The Maldives Police Service (MPS) has sent a letter to ousted President Mohamed Nasheed requesting he present himself at police headquarters on August 2 at 10:00am, regarding an investigation into a phone conversation police last week released to the media.
Police have claimed that in the phone conversation, tapped and recorded the day police dismantled the MDP protest camp ‘Usfasgandu’, Nasheed and former MDP Chairperson Mariya Didi discussed attacking police officers.
Police publicised the telephone conversation which they claimed was retrieved with a court order following information from intelligence.
Nasheed and Mariya’s leaked audio conversation appears to have been held during the police’s attempt to dismantle the MDP’s protest camp at Usfasgandu on May 29. Police had obtained a search warrant claiming MDP was performing black magic, conducting criminal activity and damaging public property in the area.

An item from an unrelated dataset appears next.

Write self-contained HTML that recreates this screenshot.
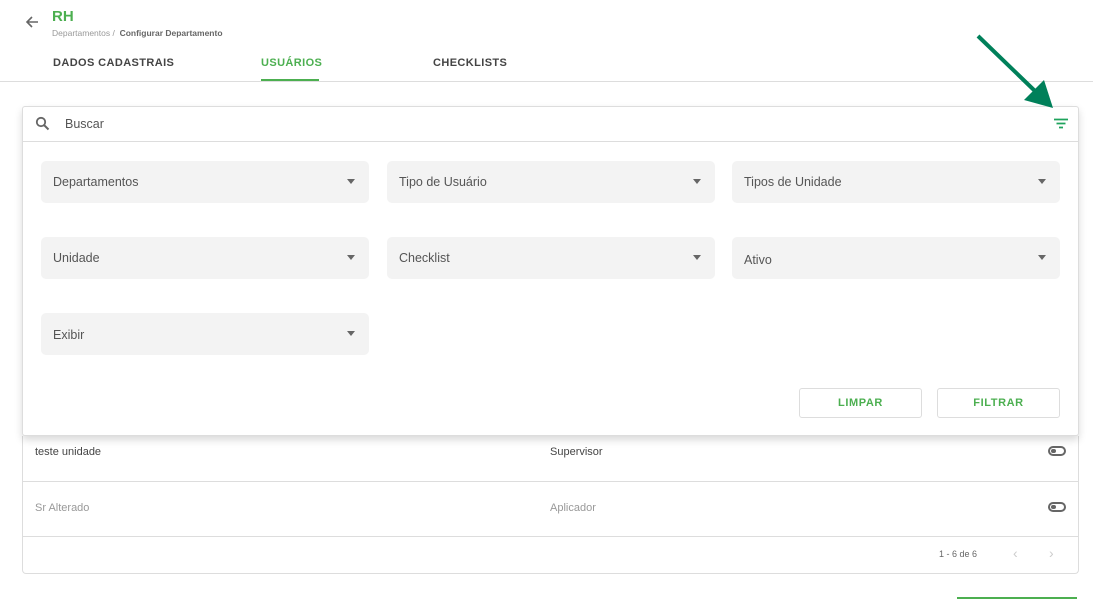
<!DOCTYPE html>
<html><head><meta charset="utf-8"><style>
*{box-sizing:border-box;margin:0;padding:0}
body{width:1093px;height:599px;overflow:hidden;background:#fff;font-family:"Liberation Sans",sans-serif;position:relative;color:#555}
.a{position:absolute}
.tab{position:absolute;top:57px;font-size:11px;font-weight:bold;letter-spacing:.4px;color:#444}
.f{position:absolute;width:328px;height:42px;background:#f3f3f3;border-radius:5px;font-size:12.5px;color:#555;padding:14px 12px}
.f:after{content:"";position:absolute;right:14px;top:18px;border:4.5px solid transparent;border-top:5px solid #666}
.btn{position:absolute;top:388px;width:123px;height:30px;border:1px solid #ddd;border-radius:3px;color:#4caf50;font-weight:bold;font-size:11px;letter-spacing:.6px;text-align:center;line-height:28px}
.tg{position:absolute;left:1048px;width:18px;height:10px;border:2px solid #666;border-radius:5px}
.tg:after{content:"";position:absolute;left:1px;top:1px;width:5px;height:4px;background:#666;border-radius:2px}
</style></head><body>
<svg class="a" style="left:24px;top:14px" width="16" height="16" viewBox="0 0 16 16"><path d="M14 8H3M8 3L3 8l5 5" stroke="#666" stroke-width="1.6" fill="none"/></svg>
<div class="a" style="left:52px;top:8px;font-size:15px;font-weight:bold;color:#4caf50">RH</div>
<div class="a" style="left:52px;top:28px;font-size:8.5px;color:#999">Departamentos / &nbsp;<span style="color:#666;font-weight:bold">Configurar Departamento</span></div>
<div class="tab" style="left:53px">DADOS CADASTRAIS</div>
<div class="tab" style="left:261px;color:#4caf50">USUÁRIOS</div>
<div class="a" style="left:261px;top:79px;width:58px;height:2px;background:#4caf50"></div>
<div class="tab" style="left:433px">CHECKLISTS</div>
<div class="a" style="left:0;top:81px;width:1093px;height:1px;background:#ddd"></div>

<div class="a" style="left:22px;top:436px;width:1057px;height:138px;border:1px solid #ddd;border-top:none;border-radius:0 0 4px 4px"></div>
<div class="a" style="left:22px;top:481px;width:1057px;height:1px;background:#ddd"></div>
<div class="a" style="left:22px;top:536px;width:1057px;height:1px;background:#ddd"></div>
<div class="a" style="left:35px;top:446px;font-size:11px;color:#444">teste unidade</div>
<div class="a" style="left:550px;top:446px;font-size:11px;color:#444">Supervisor</div>
<div class="a" style="left:35px;top:502px;font-size:11px;color:#999">Sr Alterado</div>
<div class="a" style="left:550px;top:502px;font-size:11px;color:#999">Aplicador</div>
<div class="tg" style="top:446px"></div>
<div class="tg" style="top:502px"></div>
<div class="a" style="left:939px;top:549px;font-size:9px;color:#666">1 - 6 de 6</div>
<div class="a" style="left:1013px;top:545px;font-size:14px;color:#ccc">&#8249;</div>
<div class="a" style="left:1049px;top:545px;font-size:14px;color:#ccc">&#8250;</div>
<div class="a" style="left:957px;top:597px;width:120px;height:2px;background:#4caf50"></div>

<div class="a" style="left:22px;top:106px;width:1057px;height:330px;border:1px solid #ddd;border-radius:3px;background:#fff;box-shadow:0 4px 8px rgba(0,0,0,.15)">
<div class="a" style="left:0;top:34px;width:1055px;height:1px;background:#ddd"></div>
</div>
<svg class="a" style="left:35px;top:116px" width="15" height="15" viewBox="0 0 15 15"><circle cx="6" cy="6" r="4.2" stroke="#666" stroke-width="1.8" fill="none"/><path d="M9 9l4.5 4.5" stroke="#666" stroke-width="2"/></svg>
<div class="a" style="left:65px;top:117px;font-size:12.5px;color:#555">Buscar</div>
<svg class="a" style="left:1053px;top:118px" width="16" height="12" viewBox="0 0 16 12"><path d="M1 1.5h14M3.5 5.5h9M6 9.5h4" stroke="#1fa35c" stroke-width="1.8"/></svg>
<svg class="a" style="left:970px;top:30px" width="85" height="80" viewBox="0 0 85 80"><path d="M8 6L66 62" stroke="#00805a" stroke-width="4"/><path d="M83 78L54 70L74 50Z" fill="#00805a"/></svg>

<div class="f" style="left:41px;top:161px">Departamentos</div>
<div class="f" style="left:387px;top:161px">Tipo de Usuário</div>
<div class="f" style="left:732px;top:161px">Tipos de Unidade</div>
<div class="f" style="left:41px;top:237px">Unidade</div>
<div class="f" style="left:387px;top:237px">Checklist</div>
<div class="f" style="left:732px;top:237px;padding-top:16px">Ativo</div>
<div class="f" style="left:41px;top:313px;padding-top:15px">Exibir</div>
<div class="btn" style="left:799px">LIMPAR</div>
<div class="btn" style="left:937px">FILTRAR</div>
</body></html>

In the audio clip, Mariya says: “[Police] are forcing people back! They are using pepper spray! That is why we are unable to hold a national council meeting. And we have also received a second letter, ordering us to vacate the area by ten o’clock tonight. We cannot file an appeal at court or do anything. We cannot even hold the National Council meeting. We won’t have [enough members for] quorum. Shihab is here. But they are using pepper spray and forcing people back. Can only vacate the place if we could only get in there. This is all very unjust. What shall I do?”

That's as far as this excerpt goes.